Start of RAW RECORDS
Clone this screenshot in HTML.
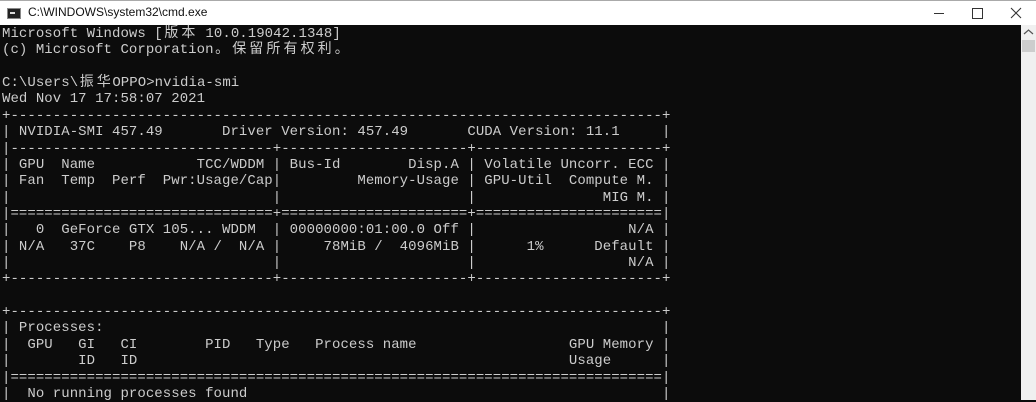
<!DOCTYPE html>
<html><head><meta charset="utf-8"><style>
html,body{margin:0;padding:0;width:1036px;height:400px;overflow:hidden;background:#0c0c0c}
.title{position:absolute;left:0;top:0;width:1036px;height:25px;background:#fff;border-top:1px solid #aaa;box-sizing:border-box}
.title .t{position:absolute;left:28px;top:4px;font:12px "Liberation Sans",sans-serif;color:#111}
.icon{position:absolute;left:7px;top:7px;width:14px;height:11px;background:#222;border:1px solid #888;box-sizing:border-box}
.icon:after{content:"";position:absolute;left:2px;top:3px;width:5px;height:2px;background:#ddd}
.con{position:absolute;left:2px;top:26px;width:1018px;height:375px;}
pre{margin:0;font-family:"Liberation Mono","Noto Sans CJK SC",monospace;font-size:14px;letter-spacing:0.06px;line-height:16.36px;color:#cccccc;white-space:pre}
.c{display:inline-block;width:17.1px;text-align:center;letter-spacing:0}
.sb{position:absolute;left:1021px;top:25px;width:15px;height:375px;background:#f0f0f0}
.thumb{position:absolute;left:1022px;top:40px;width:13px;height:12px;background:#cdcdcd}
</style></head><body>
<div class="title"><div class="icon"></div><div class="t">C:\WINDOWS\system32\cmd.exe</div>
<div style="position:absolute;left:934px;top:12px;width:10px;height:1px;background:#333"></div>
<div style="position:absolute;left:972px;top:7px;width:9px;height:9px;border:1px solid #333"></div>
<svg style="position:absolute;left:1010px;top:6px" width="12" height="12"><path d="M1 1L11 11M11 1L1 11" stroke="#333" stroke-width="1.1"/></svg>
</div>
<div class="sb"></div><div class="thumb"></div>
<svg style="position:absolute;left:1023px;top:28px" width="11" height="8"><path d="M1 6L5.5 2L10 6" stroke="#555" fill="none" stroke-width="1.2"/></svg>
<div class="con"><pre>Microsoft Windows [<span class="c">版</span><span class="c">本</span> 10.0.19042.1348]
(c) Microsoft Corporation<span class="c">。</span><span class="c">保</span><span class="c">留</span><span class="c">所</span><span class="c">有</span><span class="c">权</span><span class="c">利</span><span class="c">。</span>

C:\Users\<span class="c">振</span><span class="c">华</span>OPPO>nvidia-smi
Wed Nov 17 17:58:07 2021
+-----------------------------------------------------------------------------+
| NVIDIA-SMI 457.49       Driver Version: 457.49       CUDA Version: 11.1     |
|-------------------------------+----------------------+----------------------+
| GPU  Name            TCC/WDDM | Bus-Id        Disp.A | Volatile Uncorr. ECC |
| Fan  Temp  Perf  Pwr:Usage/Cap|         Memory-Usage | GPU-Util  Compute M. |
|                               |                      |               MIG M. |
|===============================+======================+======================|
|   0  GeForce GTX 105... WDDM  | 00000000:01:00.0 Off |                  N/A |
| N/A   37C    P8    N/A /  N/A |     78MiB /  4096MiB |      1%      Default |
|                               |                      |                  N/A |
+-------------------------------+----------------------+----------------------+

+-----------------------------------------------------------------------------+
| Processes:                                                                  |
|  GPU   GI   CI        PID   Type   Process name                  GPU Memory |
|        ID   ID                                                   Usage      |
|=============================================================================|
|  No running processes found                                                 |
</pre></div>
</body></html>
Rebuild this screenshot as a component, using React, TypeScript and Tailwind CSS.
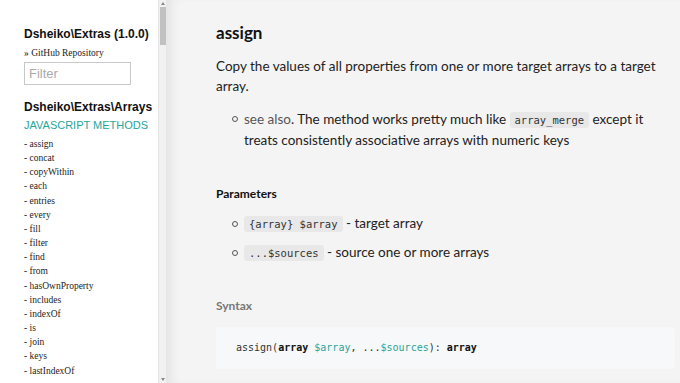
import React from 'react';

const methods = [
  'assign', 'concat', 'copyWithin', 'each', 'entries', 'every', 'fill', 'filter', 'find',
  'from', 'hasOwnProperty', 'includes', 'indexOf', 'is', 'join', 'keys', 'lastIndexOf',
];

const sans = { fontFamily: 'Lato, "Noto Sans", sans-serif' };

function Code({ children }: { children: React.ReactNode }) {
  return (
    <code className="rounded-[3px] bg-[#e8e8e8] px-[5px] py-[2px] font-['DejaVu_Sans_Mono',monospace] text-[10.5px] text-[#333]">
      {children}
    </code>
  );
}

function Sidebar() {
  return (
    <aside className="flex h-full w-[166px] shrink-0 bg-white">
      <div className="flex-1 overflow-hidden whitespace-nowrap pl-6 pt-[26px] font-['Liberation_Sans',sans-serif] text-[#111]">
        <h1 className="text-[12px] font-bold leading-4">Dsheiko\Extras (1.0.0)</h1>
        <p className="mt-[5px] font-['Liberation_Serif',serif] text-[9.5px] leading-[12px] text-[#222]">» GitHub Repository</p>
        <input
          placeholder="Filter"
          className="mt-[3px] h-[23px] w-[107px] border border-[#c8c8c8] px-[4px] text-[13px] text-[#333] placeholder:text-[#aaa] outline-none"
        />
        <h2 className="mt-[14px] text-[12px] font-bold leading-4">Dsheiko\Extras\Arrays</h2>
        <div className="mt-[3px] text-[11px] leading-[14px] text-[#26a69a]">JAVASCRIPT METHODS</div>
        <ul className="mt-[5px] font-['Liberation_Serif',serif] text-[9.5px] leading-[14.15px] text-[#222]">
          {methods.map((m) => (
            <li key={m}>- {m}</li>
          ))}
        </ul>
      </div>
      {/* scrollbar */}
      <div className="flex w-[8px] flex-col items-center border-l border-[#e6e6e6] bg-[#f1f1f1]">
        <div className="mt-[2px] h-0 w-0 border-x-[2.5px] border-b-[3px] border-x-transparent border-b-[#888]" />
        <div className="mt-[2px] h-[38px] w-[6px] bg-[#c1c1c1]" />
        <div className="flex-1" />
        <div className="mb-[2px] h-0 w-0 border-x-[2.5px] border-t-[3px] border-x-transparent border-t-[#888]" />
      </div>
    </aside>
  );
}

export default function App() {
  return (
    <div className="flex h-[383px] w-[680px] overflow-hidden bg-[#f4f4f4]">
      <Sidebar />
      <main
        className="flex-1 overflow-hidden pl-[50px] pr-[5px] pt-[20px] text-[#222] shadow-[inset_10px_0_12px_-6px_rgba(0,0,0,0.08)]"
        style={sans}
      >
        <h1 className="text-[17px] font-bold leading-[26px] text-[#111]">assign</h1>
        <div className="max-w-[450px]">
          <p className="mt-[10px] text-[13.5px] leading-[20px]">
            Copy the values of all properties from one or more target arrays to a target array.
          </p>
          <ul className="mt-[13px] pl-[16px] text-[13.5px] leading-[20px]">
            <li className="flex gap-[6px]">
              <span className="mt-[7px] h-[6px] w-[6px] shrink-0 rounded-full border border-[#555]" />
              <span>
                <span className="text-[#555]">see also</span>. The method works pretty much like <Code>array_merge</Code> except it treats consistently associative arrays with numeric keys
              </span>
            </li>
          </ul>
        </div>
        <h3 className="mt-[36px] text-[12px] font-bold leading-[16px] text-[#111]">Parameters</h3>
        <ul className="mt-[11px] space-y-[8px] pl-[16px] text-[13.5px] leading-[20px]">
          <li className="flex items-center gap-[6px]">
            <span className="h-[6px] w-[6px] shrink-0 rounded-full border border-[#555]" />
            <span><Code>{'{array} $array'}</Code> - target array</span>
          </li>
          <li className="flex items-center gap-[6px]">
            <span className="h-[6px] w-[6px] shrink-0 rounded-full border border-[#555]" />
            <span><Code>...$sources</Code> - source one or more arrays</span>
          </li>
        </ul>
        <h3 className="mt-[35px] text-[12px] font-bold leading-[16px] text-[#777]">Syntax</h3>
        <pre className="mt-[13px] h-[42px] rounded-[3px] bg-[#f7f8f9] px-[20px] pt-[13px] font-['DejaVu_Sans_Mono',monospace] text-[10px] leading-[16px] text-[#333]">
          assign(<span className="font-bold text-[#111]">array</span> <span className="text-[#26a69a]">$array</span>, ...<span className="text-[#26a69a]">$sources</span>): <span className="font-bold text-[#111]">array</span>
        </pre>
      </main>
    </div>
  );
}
End of RAW RECORDS
TASK DETAILS: Copy out the whole listing exactly, and don't carry over any pictures.

RESULT FOR THIS TASK:
Clone this screenshot in HTML.
<!DOCTYPE html>
<html><head><meta charset="utf-8"><style>
html,body{margin:0;padding:0;width:1036px;height:400px;overflow:hidden;background:#0c0c0c}
.title{position:absolute;left:0;top:0;width:1036px;height:25px;background:#fff;border-top:1px solid #aaa;box-sizing:border-box}
.title .t{position:absolute;left:28px;top:4px;font:12px "Liberation Sans",sans-serif;color:#111}
.icon{position:absolute;left:7px;top:7px;width:14px;height:11px;background:#222;border:1px solid #888;box-sizing:border-box}
.icon:after{content:"";position:absolute;left:2px;top:3px;width:5px;height:2px;background:#ddd}
.con{position:absolute;left:2px;top:26px;width:1018px;height:375px;}
pre{margin:0;font-family:"Liberation Mono","Noto Sans CJK SC",monospace;font-size:14px;letter-spacing:0.06px;line-height:16.36px;color:#cccccc;white-space:pre}
.c{display:inline-block;width:17.1px;text-align:center;letter-spacing:0}
.sb{position:absolute;left:1021px;top:25px;width:15px;height:375px;background:#f0f0f0}
.thumb{position:absolute;left:1022px;top:40px;width:13px;height:12px;background:#cdcdcd}
</style></head><body>
<div class="title"><div class="icon"></div><div class="t">C:\WINDOWS\system32\cmd.exe</div>
<div style="position:absolute;left:934px;top:12px;width:10px;height:1px;background:#333"></div>
<div style="position:absolute;left:972px;top:7px;width:9px;height:9px;border:1px solid #333"></div>
<svg style="position:absolute;left:1010px;top:6px" width="12" height="12"><path d="M1 1L11 11M11 1L1 11" stroke="#333" stroke-width="1.1"/></svg>
</div>
<div class="sb"></div><div class="thumb"></div>
<svg style="position:absolute;left:1023px;top:28px" width="11" height="8"><path d="M1 6L5.5 2L10 6" stroke="#555" fill="none" stroke-width="1.2"/></svg>
<div class="con"><pre>Microsoft Windows [<span class="c">版</span><span class="c">本</span> 10.0.19042.1348]
(c) Microsoft Corporation<span class="c">。</span><span class="c">保</span><span class="c">留</span><span class="c">所</span><span class="c">有</span><span class="c">权</span><span class="c">利</span><span class="c">。</span>

C:\Users\<span class="c">振</span><span class="c">华</span>OPPO>nvidia-smi
Wed Nov 17 17:58:07 2021
+-----------------------------------------------------------------------------+
| NVIDIA-SMI 457.49       Driver Version: 457.49       CUDA Version: 11.1     |
|-------------------------------+----------------------+----------------------+
| GPU  Name            TCC/WDDM | Bus-Id        Disp.A | Volatile Uncorr. ECC |
| Fan  Temp  Perf  Pwr:Usage/Cap|         Memory-Usage | GPU-Util  Compute M. |
|                               |                      |               MIG M. |
|===============================+======================+======================|
|   0  GeForce GTX 105... WDDM  | 00000000:01:00.0 Off |                  N/A |
| N/A   37C    P8    N/A /  N/A |     78MiB /  4096MiB |      1%      Default |
|                               |                      |                  N/A |
+-------------------------------+----------------------+----------------------+

+-----------------------------------------------------------------------------+
| Processes:                                                                  |
|  GPU   GI   CI        PID   Type   Process name                  GPU Memory |
|        ID   ID                                                   Usage      |
|=============================================================================|
|  No running processes found                                                 |
</pre></div>
</body></html>
Rebuild this screenshot as a component, using React, TypeScript and Tailwind CSS.
import React from 'react';

const methods = [
  'assign', 'concat', 'copyWithin', 'each', 'entries', 'every', 'fill', 'filter', 'find',
  'from', 'hasOwnProperty', 'includes', 'indexOf', 'is', 'join', 'keys', 'lastIndexOf',
];

const sans = { fontFamily: 'Lato, "Noto Sans", sans-serif' };

function Code({ children }: { children: React.ReactNode }) {
  return (
    <code className="rounded-[3px] bg-[#e8e8e8] px-[5px] py-[2px] font-['DejaVu_Sans_Mono',monospace] text-[10.5px] text-[#333]">
      {children}
    </code>
  );
}

function Sidebar() {
  return (
    <aside className="flex h-full w-[166px] shrink-0 bg-white">
      <div className="flex-1 overflow-hidden whitespace-nowrap pl-6 pt-[26px] font-['Liberation_Sans',sans-serif] text-[#111]">
        <h1 className="text-[12px] font-bold leading-4">Dsheiko\Extras (1.0.0)</h1>
        <p className="mt-[5px] font-['Liberation_Serif',serif] text-[9.5px] leading-[12px] text-[#222]">» GitHub Repository</p>
        <input
          placeholder="Filter"
          className="mt-[3px] h-[23px] w-[107px] border border-[#c8c8c8] px-[4px] text-[13px] text-[#333] placeholder:text-[#aaa] outline-none"
        />
        <h2 className="mt-[14px] text-[12px] font-bold leading-4">Dsheiko\Extras\Arrays</h2>
        <div className="mt-[3px] text-[11px] leading-[14px] text-[#26a69a]">JAVASCRIPT METHODS</div>
        <ul className="mt-[5px] font-['Liberation_Serif',serif] text-[9.5px] leading-[14.15px] text-[#222]">
          {methods.map((m) => (
            <li key={m}>- {m}</li>
          ))}
        </ul>
      </div>
      {/* scrollbar */}
      <div className="flex w-[8px] flex-col items-center border-l border-[#e6e6e6] bg-[#f1f1f1]">
        <div className="mt-[2px] h-0 w-0 border-x-[2.5px] border-b-[3px] border-x-transparent border-b-[#888]" />
        <div className="mt-[2px] h-[38px] w-[6px] bg-[#c1c1c1]" />
        <div className="flex-1" />
        <div className="mb-[2px] h-0 w-0 border-x-[2.5px] border-t-[3px] border-x-transparent border-t-[#888]" />
      </div>
    </aside>
  );
}

export default function App() {
  return (
    <div className="flex h-[383px] w-[680px] overflow-hidden bg-[#f4f4f4]">
      <Sidebar />
      <main
        className="flex-1 overflow-hidden pl-[50px] pr-[5px] pt-[20px] text-[#222] shadow-[inset_10px_0_12px_-6px_rgba(0,0,0,0.08)]"
        style={sans}
      >
        <h1 className="text-[17px] font-bold leading-[26px] text-[#111]">assign</h1>
        <div className="max-w-[450px]">
          <p className="mt-[10px] text-[13.5px] leading-[20px]">
            Copy the values of all properties from one or more target arrays to a target array.
          </p>
          <ul className="mt-[13px] pl-[16px] text-[13.5px] leading-[20px]">
            <li className="flex gap-[6px]">
              <span className="mt-[7px] h-[6px] w-[6px] shrink-0 rounded-full border border-[#555]" />
              <span>
                <span className="text-[#555]">see also</span>. The method works pretty much like <Code>array_merge</Code> except it treats consistently associative arrays with numeric keys
              </span>
            </li>
          </ul>
        </div>
        <h3 className="mt-[36px] text-[12px] font-bold leading-[16px] text-[#111]">Parameters</h3>
        <ul className="mt-[11px] space-y-[8px] pl-[16px] text-[13.5px] leading-[20px]">
          <li className="flex items-center gap-[6px]">
            <span className="h-[6px] w-[6px] shrink-0 rounded-full border border-[#555]" />
            <span><Code>{'{array} $array'}</Code> - target array</span>
          </li>
          <li className="flex items-center gap-[6px]">
            <span className="h-[6px] w-[6px] shrink-0 rounded-full border border-[#555]" />
            <span><Code>...$sources</Code> - source one or more arrays</span>
          </li>
        </ul>
        <h3 className="mt-[35px] text-[12px] font-bold leading-[16px] text-[#777]">Syntax</h3>
        <pre className="mt-[13px] h-[42px] rounded-[3px] bg-[#f7f8f9] px-[20px] pt-[13px] font-['DejaVu_Sans_Mono',monospace] text-[10px] leading-[16px] text-[#333]">
          assign(<span className="font-bold text-[#111]">array</span> <span className="text-[#26a69a]">$array</span>, ...<span className="text-[#26a69a]">$sources</span>): <span className="font-bold text-[#111]">array</span>
        </pre>
      </main>
    </div>
  );
}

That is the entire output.